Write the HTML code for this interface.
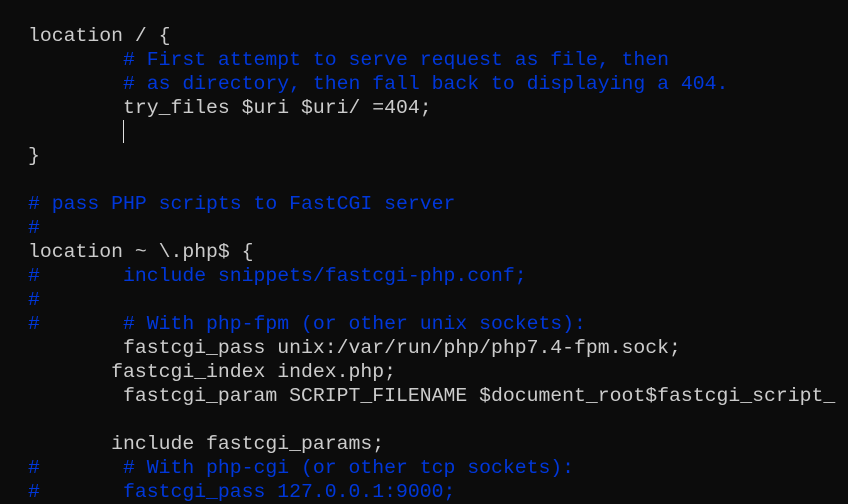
<!DOCTYPE html>
<html><head><style>
html,body{margin:0;padding:0;background:#0c0c0c;width:848px;height:492px;overflow:hidden}
pre{position:absolute;left:28px;top:24px;width:812px;overflow:hidden;margin:0;font-family:"Liberation Mono",monospace;font-size:19.8px;line-height:24px;color:#cccccc;white-space:pre}
.c{color:#0037da}
.cur{position:absolute;left:123px;top:120px;width:1px;height:23px;background:#e0e0e0}
</style></head><body>
<pre>location / {
<span class="c">        # First attempt to serve request as file, then</span>
<span class="c">        # as directory, then fall back to displaying a 404.</span>
        try_files $uri $uri/ =404;

}

<span class="c"># pass PHP scripts to FastCGI server</span>
<span class="c">#</span>
location ~ \.php$ {
<span class="c">#       include snippets/fastcgi-php.conf;</span>
<span class="c">#</span>
<span class="c">#       # With php-fpm (or other unix sockets):</span>
        fastcgi_pass unix:/var/run/php/php7.4-fpm.sock;
       fastcgi_index index.php;
        fastcgi_param SCRIPT_FILENAME $document_root$fastcgi_script_

       include fastcgi_params;
<span class="c">#       # With php-cgi (or other tcp sockets):</span>
<span class="c">#       fastcgi_pass 127.0.0.1:9000;</span></pre>
<div class="cur"></div>
</body></html>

▸ To do:
Extract every line of the data exactly; pictures stay out.

▸ The result:
Write the HTML code for this interface.
<!DOCTYPE html>
<html><head><style>
html,body{margin:0;padding:0;background:#0c0c0c;width:848px;height:492px;overflow:hidden}
pre{position:absolute;left:28px;top:24px;width:812px;overflow:hidden;margin:0;font-family:"Liberation Mono",monospace;font-size:19.8px;line-height:24px;color:#cccccc;white-space:pre}
.c{color:#0037da}
.cur{position:absolute;left:123px;top:120px;width:1px;height:23px;background:#e0e0e0}
</style></head><body>
<pre>location / {
<span class="c">        # First attempt to serve request as file, then</span>
<span class="c">        # as directory, then fall back to displaying a 404.</span>
        try_files $uri $uri/ =404;

}

<span class="c"># pass PHP scripts to FastCGI server</span>
<span class="c">#</span>
location ~ \.php$ {
<span class="c">#       include snippets/fastcgi-php.conf;</span>
<span class="c">#</span>
<span class="c">#       # With php-fpm (or other unix sockets):</span>
        fastcgi_pass unix:/var/run/php/php7.4-fpm.sock;
       fastcgi_index index.php;
        fastcgi_param SCRIPT_FILENAME $document_root$fastcgi_script_

       include fastcgi_params;
<span class="c">#       # With php-cgi (or other tcp sockets):</span>
<span class="c">#       fastcgi_pass 127.0.0.1:9000;</span></pre>
<div class="cur"></div>
</body></html>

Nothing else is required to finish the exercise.